Randy Massengale ’78

Inspired by Books

 

Last September, C-SPAN’s big yellow school bus rolled to a stop outside Building 34 at Microsoft’s corporate headquarters in Redmond, Washington. Randy Massengale beamed with pride as five young managers and directors climbed aboard to be filmed talking about books, technology, and leadership. Each was an original member of the “book club,” an executive mentoring program Massengale launched at Microsoft in 1997 for African American men.

 

“I have two passions: developing technology and developing people,” says Massengale, now president of Spinoza Technologies in Seattle, a firm that specializes in networking solutions. “I am fortunate to be doing both.”

 

Massengale garnered the attention of C-SPAN by writing a winning essay about one of the network’s programs, “Booknotes.” (C-SPAN sponsored the essay contest in celebration of its 25th anniversary.) Massengale says that “Booknotes” inspired him to read more and to act, create, and engage in life on a deeper level.

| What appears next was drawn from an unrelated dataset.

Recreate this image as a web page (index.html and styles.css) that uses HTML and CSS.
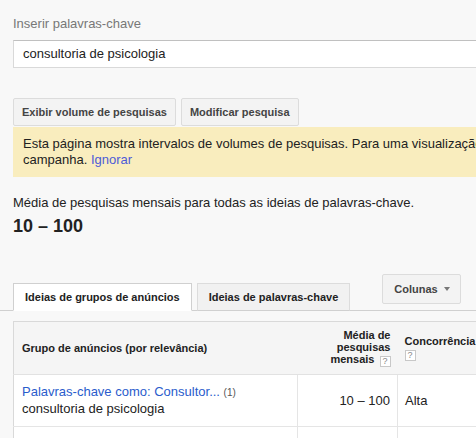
FILE: index.html
```html
<!DOCTYPE html>
<html lang="pt">
<head>
<meta charset="utf-8">
<link rel="stylesheet" href="styles.css">
</head>
<body>
<div class="page">
  <div class="section">
    <div class="label">Inserir palavras-chave</div>
    <div class="input">consultoria de psicologia</div>
    <div class="buttons">
      <button class="btn">Exibir volume de pesquisas</button>
      <button class="btn">Modificar pesquisa</button>
    </div>
    <div class="banner">Esta página mostra intervalos de volumes de pesquisas. Para uma visualização completa, crie uma<br>campanha. <a class="ignore">Ignorar</a></div>
    <div class="summary">Média de pesquisas mensais para todas as ideias de palavras-chave.</div>
    <div class="total">10 – 100</div>
  </div>
  <div class="tabbar">
    <div class="tab active">Ideias de grupos de anúncios</div>
    <div class="tab">Ideias de palavras-chave</div>
    <button class="btn cols">Colunas <span class="caret"></span></button>
  </div>
  <div class="section">
    <table class="grid">
      <colgroup>
        <col class="w1">
        <col class="w2">
        <col class="w3">
      </colgroup>
      <thead>
        <tr>
          <th class="c1">Grupo de anúncios (por relevância)</th>
          <th class="c2">Média de<br>pesquisas<br>mensais <span class="help">?</span></th>
          <th class="c3">Concorrência<br><span class="help">?</span></th>
        </tr>
      </thead>
      <tbody>
        <tr>
          <td class="c1"><a class="link">Palavras-chave como: Consultor...</a> <span class="count">(1)</span><br>consultoria de psicologia</td>
          <td class="c2">10 – 100</td>
          <td class="c3">Alta</td>
        </tr>
        <tr class="empty"><td class="c1"></td><td class="c2"></td><td class="c3"></td></tr>
      </tbody>
    </table>
  </div>
</div>
</body>
</html>
```

FILE: styles.css
```css
html, body {
  margin: 0;
  padding: 0;
  overflow: hidden;
  background: #f8f8f8;
}
body {
  font-family: "Liberation Sans", Arial, sans-serif;
  font-size: 13px;
  color: #222;
}
.page {
  width: 760px;
}
.section {
  padding-left: 13px;
}
.label {
  padding-top: 16px;
  line-height: 16px;
  color: #777;
  margin-bottom: 8px;
}
.input {
  box-sizing: border-box;
  height: 28px;
  line-height: 26px;
  background: #fff;
  border: 1px solid #d9d9d9;
  border-top-color: #c0c0c0;
  padding-left: 9px;
  color: #222;
}
.buttons {
  display: flex;
  gap: 5px;
  margin-top: 30px;
  margin-bottom: 1px;
}
.btn {
  box-sizing: border-box;
  height: 28px;
  padding: 0 8px;
  font-family: "Liberation Sans", Arial, sans-serif;
  font-size: 11px;
  font-weight: bold;
  color: #444;
  background: #f3f3f3;
  border: 1px solid #dcdcdc;
  border-radius: 2px;
}
.banner {
  background: #f9edbe;
  padding: 9px 10px 9px 10px;
  line-height: 16px;
  white-space: nowrap;
  color: #222;
}
.ignore {
  color: #4d5bd8;
}
.summary {
  margin-top: 18px;
  line-height: 16px;
}
.total {
  margin-top: 4px;
  font-size: 18px;
  font-weight: bold;
  line-height: 22px;
}
.tabbar {
  display: flex;
  align-items: flex-end;
  margin-top: 37px;
  padding-left: 13px;
  border-bottom: 1px solid #d0d0d0;
}
.tab {
  box-sizing: border-box;
  height: 28px;
  line-height: 27px;
  padding: 0 11px;
  margin-bottom: -1px;
  margin-right: 5px;
  font-size: 11px;
  font-weight: bold;
  color: #222;
  background: #f1f1f1;
  border: 1px solid #dcdcdc;
  border-bottom-color: #d0d0d0;
}
.tab.active {
  background: #fff;
  border-color: #d0d0d0;
  border-bottom-color: #fff;
}
.cols {
  height: 30px;
  margin-left: 27px;
  margin-bottom: 6px;
  padding: 0 10px 0 11px;
  display: flex;
  align-items: center;
  gap: 5px;
}
.caret {
  width: 0;
  height: 0;
  border-left: 3.5px solid transparent;
  border-right: 3.5px solid transparent;
  border-top: 4px solid #777;
  margin-left: 1px;
}
.grid {
  margin-top: 10px;
  border-collapse: collapse;
  background: #fff;
  border: 1px solid #d9d9d9;
  border-right: none;
  table-layout: fixed;
  width: 600px;
}
.w1 { width: 284px; }
.w2 { width: 100px; }
.w3 { width: 216px; }
.grid th {
  background: #f5f5f5;
  font-size: 11px;
  font-weight: bold;
  line-height: 12px;
  color: #222;
  height: 52px;
  padding: 0 7px;
  vertical-align: middle;
  border-bottom: 1px solid #e2e2e2;
}
.grid th.c1 {
  text-align: left;
  padding-left: 8px;
}
.grid th.c2 {
  text-align: right;
}
.grid th.c3 {
  text-align: left;
}
.grid td {
  height: 51px;
  line-height: 16px;
  padding: 0 7px;
  vertical-align: middle;
  border-bottom: 1px solid #e5e5e5;
  border-right: 1px solid #e5e5e5;
}
.grid td.c1 { padding-left: 8px; }
.grid td.c2 { text-align: right; }
.link {
  color: #2a5ccc;
}
.count {
  font-size: 10px;
  color: #555;
}
.help {
  display: inline-block;
  box-sizing: border-box;
  width: 11px;
  height: 11px;
  border: 1px solid #c8c8c8;
  background: #fff;
  font-size: 9px;
  font-weight: normal;
  line-height: 9px;
  text-align: center;
  color: #888;
  vertical-align: -1px;
  margin-left: 2px;
}
.c3 .help { margin-left: 0; margin-top: 2px; }
```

Biographies, which are often featured on the program, are his favorite genre and a mainstay at Microsoft’s book club meetings.

 

“Listening to authors discuss people who have influenced history, we experience a sense of growing with those individuals and sharing in their struggles and triumphs,” Massengale says.

 

One of the books on the club’s reading list was Ralph Ellison’sInvisible Man: A Casebook, by John Callahan. (Callahan, Morgan S. Odell Professor of Humanities at Lewis & Clark, is the executor of Ellison’s literary estate.) The group studied the book for insights into the evolution of race, culture, and leadership in America.

 

“We learned that Ellison’s views evolved as the novel gained acceptance and was reinterpreted through generations,” says Massengale. “Life and the issues we debate are not static.”

 

The “Booknotes” muse struck again in 1998 as he listened to an interview with Howard Gardner, author of Extraordinary Minds, an analysis of traits shared by and unique to great achievers such as Mozart, Freud, and Gandhi. Following an intensive self-study of the book, Massengale (who had no prior university teaching experience) became an adjunct professor at the Albert School of Business and Economics at Seattle University in 2002. For three years running, M.BA students in his popular course Extraordinary Leaders have been exploring the principles that give birth to extraordinary performance.

 

“I value the opportunity to bring a liberal arts view of leadership to this business program,” he says.

 

Massengale shares his own leadership skills with Lewis & Clark College as a member of the Board of Trustees.